The RAND Institute for Civil Justice is out with an important new study on the asbestos litigation morass, specifically:

  • 54 asbestos bankruptcy trusts have been established through June 2010, “with an considerable acceleration in the number of trusts established in the second half of the 2000s.”
  • 9 more trusts are in the pipeline, “with undoubtedly more to come.”
  • In 2008, approximately 575,000 claims were paid at a cost of $3.3 billion.
  • “As of year-end 2008, the assets of the selected active trusts totaled $18.2 billion, and this total does not include the assets of four recently formed trusts that had not filed financial statements as of 2009.”
  • “Estimates of the initial assets at eight of the nine proposed trusts for which information is available total $14.5 billion.”
  • In 2007 and 2008, “86 percent of the total number of claims that these trusts paid were for nonmalignant injuries.”
  • “From the perspective of trying to understand the role of the trusts in the compensation for asbestos-related injuries, perhaps the most significant limitation of the publicly available data is the inability to link payments across trusts to the same individual.  It is not possible to use trust-level data to determine the number of trusts providing payments to the same individual or the amount the trusts together pay to an individual claimant.”
  • “The ability to understand the trusts’ effect on overall claimant compensation and the compensation paid by solvent defendants will depend to a large extend on whether solvent defendants, trusts, and plaintiffs’ attorneys are willing to release individual compensation information on a confidential basis for research purposes.” 
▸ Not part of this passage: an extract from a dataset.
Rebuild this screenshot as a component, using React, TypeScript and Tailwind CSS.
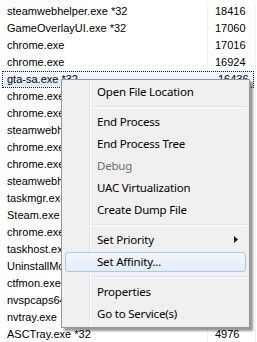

Lisa Rickard of the U.S. Chamber of Commerce’s Institute for Legal Reform, says bankruptcy trusts “have become a playground for enterprising plaintiffs’ lawyers who have learned how to game the system.  The RAND report underscores the level of trial lawyer control over the trusts and the inability to link payments across trusts to the same individual – encouraging some to dip into multiple trusts with impunity.”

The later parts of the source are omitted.